Equipment Segments Produced
Equipment used in industrial manufacturing can be grouped into seven different segments. Agricultural, construction, and mining machinery; industrial machinery; commercial and service machinery are all special-purpose machinery designed for a specific industry. The four other segments include machinery used by all sectors: ventilation, heating and cooling equipment, metalworking equipment, engine-related equipment, and other general-purpose machinery.
How do companies separate themselves when it comes to industrial manufacturing? In one word: efficiency. The more efficiently a company can produce a product, the more products it can make at a lower cost, which results in higher profit margins. A major trend in this industry is using increasingly high-tech production techniques. Firms are introducing more technology in response to pressure from both domestic and foreign competitors. Robotics, computers, and programmable equipment are common, resulting in increased productivity with more efficiency and a decreased need for labor.
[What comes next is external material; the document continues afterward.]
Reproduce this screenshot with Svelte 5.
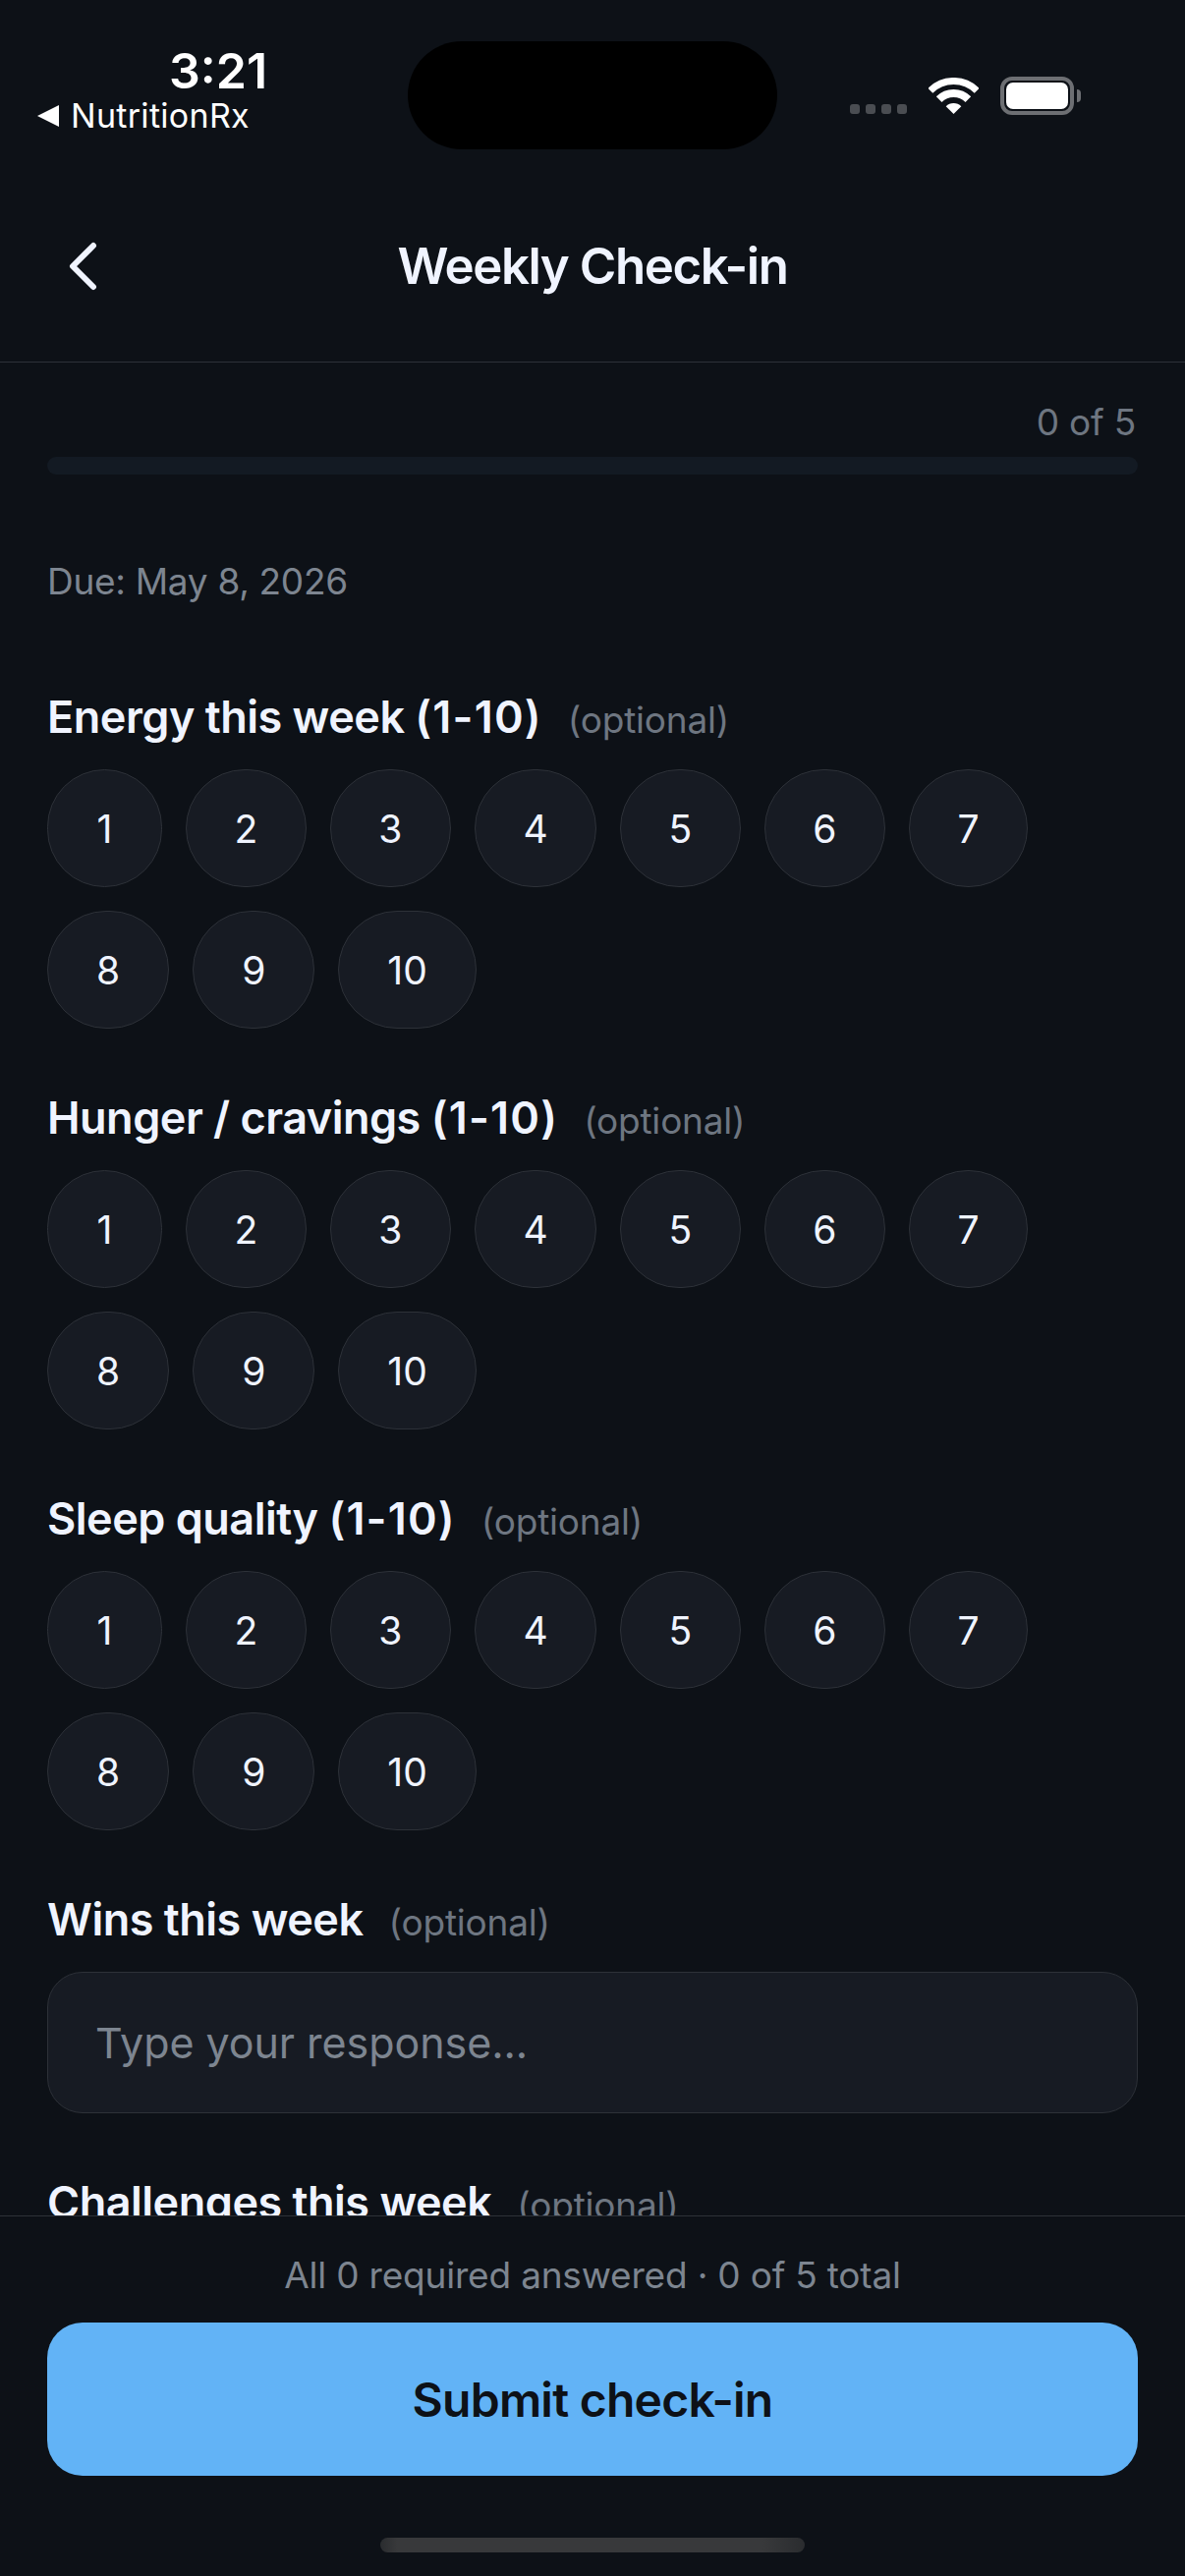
<script>
    const scales = ['Energy this week', 'Hunger / cravings', 'Sleep quality']
    const numbers = [1, 2, 3, 4, 5, 6, 7, 8, 9, 10]
</script>

<div class="screen">
    <div class="status">
        <div class="status-left">
            <span class="time">3:21</span>
            <span class="back-app"><i class="tri"></i>NutritionRx</span>
        </div>
        <div class="island"></div>
        <div class="status-right">
            <div class="dots"><i></i><i></i><i></i><i></i></div>
            <svg class="wifi" width="51" height="37" viewBox="0 0 51 37" aria-hidden="true">
                <path d="M1.8 13.3A33.5 33.5 0 0 1 49.2 13.3" fill="none" stroke="#fff" stroke-width="7"/>
                <path d="M10.65 22.15A21 21 0 0 1 40.35 22.15" fill="none" stroke="#fff" stroke-width="8"/>
                <path d="M25.5 37L17.7 29.2A11 11 0 0 1 33.3 29.2Z" fill="#fff"/>
            </svg>
            <div class="battery"><div class="cell"></div></div>
            <div class="nub"></div>
        </div>
    </div>

    <header>
        <svg class="chev" width="36" height="60" viewBox="0 0 36 60" aria-hidden="true">
            <path d="M29 9L8 30L29 51" fill="none" stroke="#f0f4ff" stroke-width="6" stroke-linecap="round" stroke-linejoin="round"/>
        </svg>
        <h1>Weekly Check-in</h1>
    </header>

    <div class="scroll">
        <div class="progress">
            <div class="count">0 of 5</div>
            <div class="track"></div>
        </div>
        <p class="due">Due: May 8, 2026</p>

        {#each scales as title}
            <section>
                <div class="label"><span class="name">{title} <span class="range">(1-10)</span></span><span class="opt">(optional)</span></div>
                <div class="pills">
                    {#each numbers as n}
                        <button class="pill">{n}</button>
                    {/each}
                </div>
            </section>
        {/each}

        <section>
            <div class="label"><span class="name">Wins this week</span><span class="opt">(optional)</span></div>
            <div class="input">Type your response...</div>
        </section>
        <section>
            <div class="label"><span class="name">Challenges this week</span><span class="opt">(optional)</span></div>
        </section>
    </div>

    <footer>
        <p class="summary">All 0 required answered · 0 of 5 total</p>
        <button class="submit">Submit check-in</button>
        <div class="home"></div>
    </footer>
</div>

<style>
    :global(body) {
        margin: 0;
        background: #0d1117;
    }
    .screen {
        width: 1206px;
        height: 2622px;
        display: flex;
        flex-direction: column;
        overflow: hidden;
        background: #0d1117;
        color: #f0f4ff;
        font-family: Inter, "Liberation Sans", sans-serif;
    }
    .status {
        height: 174px;
        flex: none;
        display: flex;
        padding: 42px 0 0 38px;
        box-sizing: border-box;
    }
    .status-left {
        width: 377px;
        display: flex;
        flex-direction: column;
        color: #fff;
    }
    .time {
        font-size: 50px;
        font-weight: 600;
        line-height: 60px;
        margin-left: 134px;
    }
    .back-app {
        display: flex;
        align-items: center;
        gap: 12px;
        font-size: 34px;
        font-weight: 400;
        letter-spacing: 0.3px;
        line-height: 36px;
        margin-top: -2px;
    }
    .tri {
        width: 0;
        height: 0;
        border-top: 11px solid transparent;
        border-bottom: 11px solid transparent;
        border-right: 22px solid #fff;
    }
    .island {
        width: 376px;
        height: 110px;
        border-radius: 55px;
        background: #000;
        flex: none;
    }
    .status-right {
        display: flex;
        align-items: flex-start;
        padding: 36px 0 0 74px;
    }
    .dots {
        display: flex;
        gap: 6px;
        margin: 28px 22px 0 0;
    }
    .dots i {
        width: 10px;
        height: 10px;
        border-radius: 3px;
        background: #4a4d52;
    }
    .wifi {
        display: block;
        margin: 1px 22px 0 0;
    }
    .battery {
        width: 75px;
        height: 39px;
        box-sizing: border-box;
        border: 4px solid #6d6f73;
        border-radius: 12px;
        padding: 2px;
    }
    .cell {
        height: 100%;
        background: #fff;
        border-radius: 7px;
    }
    .nub {
        width: 4px;
        height: 13px;
        margin: 13px 0 0 3px;
        background: #6d6f73;
        border-radius: 0 4px 4px 0;
    }
    header {
        height: 195px;
        flex: none;
        box-sizing: border-box;
        border-bottom: 1px solid #2d3138;
        display: flex;
        align-items: center;
        justify-content: center;
        position: relative;
    }
    .chev {
        position: absolute;
        left: 66px;
        top: 67px;
    }
    h1 {
        margin: 0;
        font-size: 51px;
        font-weight: 600;
        letter-spacing: -1.45px;
        line-height: 60px;
    }
    .scroll {
        flex: 1;
        min-height: 0;
        overflow: hidden;
        padding: 0 48px;
    }
    .progress {
        padding-top: 38px;
    }
    .count {
        text-align: right;
        font-size: 37px;
        line-height: 46px;
        letter-spacing: -0.2px;
        color: #6e7681;
        padding-right: 2px;
    }
    .track {
        height: 18px;
        margin-top: 12px;
        border-radius: 9px;
        background: #131a23;
    }
    .due {
        margin: 81px 0 80px;
        font-size: 37px;
        line-height: 56px;
        letter-spacing: -0.3px;
        color: #7d8590;
    }
    section {
        margin-top: 61px;
    }
    .label {
        display: flex;
        align-items: baseline;
        gap: 26px;
        height: 60px;
        line-height: 60px;
        margin-bottom: 23px;
    }
    .name {
        font-size: 45px;
        font-weight: 600;
        letter-spacing: -0.5px;
    }
    .range {
        letter-spacing: 1.2px;
    }
    .opt {
        font-size: 37px;
        letter-spacing: -0.2px;
        color: #6e7681;
    }
    .pills {
        display: flex;
        flex-wrap: wrap;
        gap: 24px;
    }
    .pill {
        height: 120px;
        min-width: 117px;
        padding: 0 48.5px;
        box-sizing: border-box;
        border: 1.5px solid #2d3138;
        border-radius: 60px;
        background: #171b23;
        color: #f0f4ff;
        font-family: inherit;
        font-size: 39px;
        font-weight: 400;
    }
    .pill:nth-child(n+8) {
        padding: 0 49px;
    }
    .input {
        height: 144px;
        box-sizing: border-box;
        border: 1.5px solid #2d3138;
        border-radius: 36px;
        background: #171b23;
        padding: 0 48px;
        display: flex;
        align-items: center;
        font-size: 43px;
        letter-spacing: -0.05px;
        color: #7d8590;
    }
    footer {
        height: 367px;
        flex: none;
        box-sizing: border-box;
        border-top: 1px solid #2d3138;
        background: #0d1117;
        padding: 0 48px;
        display: flex;
        flex-direction: column;
        align-items: center;
    }
    .summary {
        margin: 36px 0 0;
        font-size: 37px;
        line-height: 48px;
        letter-spacing: -0.2px;
        color: #7d8590;
        text-align: center;
    }
    .submit {
        width: 100%;
        height: 156px;
        flex: none;
        margin-top: 24px;
        border: none;
        border-radius: 36px;
        background: #62b3f6;
        color: #0d1117;
        font-family: inherit;
        font-size: 48px;
        font-weight: 600;
        letter-spacing: -0.75px;
    }
    .home {
        width: 432px;
        height: 15px;
        margin-top: 63px;
        border-radius: 8px;
        background: linear-gradient(90deg, #2a2c2f, #38393b 4%, #38393b 90%, #2a2c2f);
        flex: none;
    }
</style>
What’s the Difference Between Industrial Manufacturing and Custom Manufacturing?
The manufacturing industry is made up of two core branches—industrial and custom manufacturing. While there are some similarities between the two, each one has its different processes and priorities. As a result, the role their ERP (enterprise resource planning) platforms play within the organizations is naturally different.
In industrial manufacturing, products are configured to order. Customers can order a stock product, and while they have the flexibility to alter certain features of the order, they are still limited to a catalog of pre-designed products. In custom manufacturing, unique products are designed or engineered to order. Custom manufacturers place a premium on ERP systems that bring flexibility and agility. Industrial manufacturers, on the other hand, covet operational efficiency. Unlike in custom manufacturing, where every product is different, industrial manufacturers benefit from predictability and repetition throughout the process.
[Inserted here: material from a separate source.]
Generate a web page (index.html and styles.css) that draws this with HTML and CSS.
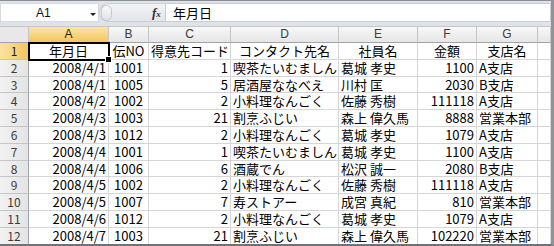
FILE: index.html
```html
<!DOCTYPE html>
<html lang="ja">
<head>
  <meta charset="UTF-8">
  <title>Sheet1</title>
  <link rel="stylesheet" href="styles.css">
</head>
<body>
  <div class="excel">
    <div class="formula-bar">
      <div class="name-box"><span class="name">A1</span><span class="arrow"></span></div>
      <div class="grip"><span class="knob"></span><span class="fx">f<small>x</small></span></div>
      <div class="formula">年月日</div>
    </div>

    <div class="sheet">
      <div class="h corner"></div>
      <div class="h sel-col">A</div>
      <div class="h">B</div>
      <div class="h">C</div>
      <div class="h">D</div>
      <div class="h">E</div>
      <div class="h">F</div>
      <div class="h">G</div>
      <div class="h"></div>

      <div class="rh sel-row">1</div>
      <div class="c mid active">年月日</div>
      <div class="c mid">伝NO</div>
      <div class="c mid">得意先コード</div>
      <div class="c mid">コンタクト先名</div>
      <div class="c mid">社員名</div>
      <div class="c mid">金額</div>
      <div class="c mid">支店名</div>
      <div class="c"></div>

      <div class="rh">2</div>
      <div class="c num">2008/4/1</div><div class="c mid">1001</div><div class="c num">1</div>
      <div class="c">喫茶たいむましん</div><div class="c">葛城 孝史</div><div class="c num">1100</div><div class="c">A支店</div><div class="c"></div>

      <div class="rh">3</div>
      <div class="c num">2008/4/1</div><div class="c mid">1005</div><div class="c num">5</div>
      <div class="c">居酒屋ななべえ</div><div class="c">川村 匡</div><div class="c num">2030</div><div class="c">B支店</div><div class="c"></div>

      <div class="rh">4</div>
      <div class="c num">2008/4/2</div><div class="c mid">1002</div><div class="c num">2</div>
      <div class="c">小料理なんごく</div><div class="c">佐藤 秀樹</div><div class="c num">111118</div><div class="c">A支店</div><div class="c"></div>

      <div class="rh">5</div>
      <div class="c num">2008/4/3</div><div class="c mid">1003</div><div class="c num">21</div>
      <div class="c">割烹ふじい</div><div class="c">森上 偉久馬</div><div class="c num">8888</div><div class="c">営業本部</div><div class="c"></div>

      <div class="rh">6</div>
      <div class="c num">2008/4/3</div><div class="c mid">1012</div><div class="c num">2</div>
      <div class="c">小料理なんごく</div><div class="c">葛城 孝史</div><div class="c num">1079</div><div class="c">A支店</div><div class="c"></div>

      <div class="rh">7</div>
      <div class="c num">2008/4/4</div><div class="c mid">1001</div><div class="c num">1</div>
      <div class="c">喫茶たいむましん</div><div class="c">葛城 孝史</div><div class="c num">1100</div><div class="c">A支店</div><div class="c"></div>

      <div class="rh">8</div>
      <div class="c num">2008/4/4</div><div class="c mid">1006</div><div class="c num">6</div>
      <div class="c">酒蔵でん</div><div class="c">松沢 誠一</div><div class="c num">2080</div><div class="c">B支店</div><div class="c"></div>

      <div class="rh">9</div>
      <div class="c num">2008/4/5</div><div class="c mid">1002</div><div class="c num">2</div>
      <div class="c">小料理なんごく</div><div class="c">佐藤 秀樹</div><div class="c num">111118</div><div class="c">A支店</div><div class="c"></div>

      <div class="rh">10</div>
      <div class="c num">2008/4/5</div><div class="c mid">1007</div><div class="c num">7</div>
      <div class="c">寿ストアー</div><div class="c">成宮 真紀</div><div class="c num">810</div><div class="c">営業本部</div><div class="c"></div>

      <div class="rh">11</div>
      <div class="c num">2008/4/6</div><div class="c mid">1012</div><div class="c num">2</div>
      <div class="c">小料理なんごく</div><div class="c">葛城 孝史</div><div class="c num">1079</div><div class="c">A支店</div><div class="c"></div>

      <div class="rh">12</div>
      <div class="c num">2008/4/7</div><div class="c mid">1003</div><div class="c num">21</div>
      <div class="c">割烹ふじい</div><div class="c">森上 偉久馬</div><div class="c num">102220</div><div class="c">営業本部</div><div class="c"></div>
    </div>
  </div>
</body>
</html>
```

FILE: styles.css
```css
* { box-sizing: border-box; }
body { margin: 0; background: #fff; font-family: "Noto Sans CJK JP", "Noto Sans", sans-serif; color: #000; }
.excel { width: 554px; height: 246px; overflow: hidden; border-right: 3px solid #8e949c; border-bottom: 2px solid #6e737a; }

/* formula bar */
.formula-bar {
  display: flex;
  height: 27px;
  padding: 2px 0 4px;
  border-top: 1px solid #8a8f96;
  background: #dfe3e8;
  border-bottom: 1px solid #c3c8ce;
}
.name-box { width: 99px; display: flex; align-items: center; background: #fff; border: 1px solid #d6dae0; position: relative; }
.name { font-family: "Liberation Sans", sans-serif; font-size: 12px; margin-left: 35px; color: #111; }
.arrow { position: absolute; left: 89px; top: 9px; border-left: 3px solid transparent; border-right: 3px solid transparent; border-top: 3px solid #222; }
.grip { width: 66px; display: flex; align-items: center; background: linear-gradient(#f2f3f5, #e3e6ea); border-radius: 10px 0 0 10px; border: 1px solid #c9cdd3; border-right: 0; }
.knob { width: 11px; height: 16px; margin-left: 1px; border-radius: 8px; border: 1px solid #c4c8ce; background: linear-gradient(#fafafa, #dfe2e6); }
.fx { margin-left: 40px; font-family: "Liberation Serif", serif; font-style: italic; font-weight: bold; font-size: 13px; color: #333; }
.fx small { font-size: 9px; }
.formula { flex: 1; background: #fff; border: 1px solid #c9cdd3; padding-left: 7px; font-size: 13px; line-height: 18px; }

/* sheet grid */
.sheet {
  display: grid;
  grid-template-columns: 29px 80px 40px 82px 108px 79px 59px 61px 13px;
  grid-template-rows: 16px repeat(12, 16.8px);
  font-size: 13px;
}
.h {
  background: linear-gradient(#f8f8f8, #e6e6e6);
  border-right: 1px solid #c5c5c5;
  border-bottom: 1px solid #9fa4aa;
  text-align: center;
  font-family: "Liberation Sans", sans-serif;
  font-size: 12px;
  line-height: 15px;
  color: #3b3b3b;
}
.corner { background: #e8e8e8; }
.rh {
  background: linear-gradient(90deg, #f2f2f2, #e4e4e4);
  border-right: 1px solid #9fa4aa;
  border-bottom: 1px solid #c5c5c5;
  text-align: center;
  font-size: 12px;
  line-height: 16px;
  color: #3b3b3b;
}
.sel-col { background: linear-gradient(#fae5a8, #f4c65c); border-bottom-color: #e29a35; color: #222; }
.sel-row { background: linear-gradient(90deg, #fae3a0, #f3c65f); border-right-color: #e29a35; color: #222; }
.c {
  border-right: 1px solid #d6d6d6;
  border-bottom: 1px solid #d6d6d6;
  padding: 0 2px;
  white-space: nowrap;
  line-height: 16px;
}
.num { text-align: right; }
.mid { text-align: center; }
.active { position: relative; outline: 2px solid #000; outline-offset: -1px; }
.active::after {
  content: "";
  position: absolute;
  right: -4px;
  bottom: -4px;
  width: 5px;
  height: 5px;
  background: #000;
  border: 1px solid #fff;
}
```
Like nearly every walk of life, industrial manufacturing was severely impacted by COVID-19. The pandemic posed sudden and drastic challenges as demand for products fell while others increased, and geopolitical trade conditions severely disrupted access to markets, distribution channels, and suppliers. The speed of recovery for industrial manufacturing is highly dependent on the rate of recovery for supply and demand. While customer orders soared for many companies the backlog of material availability has continued and costs have risen.
Companies in this industry will need to utilize key market data to inform long-term strategic decisions based on shifts in demand and their own downstream impacts. Creativity, collaboration and communication will be key to the success of many industrial manufactures.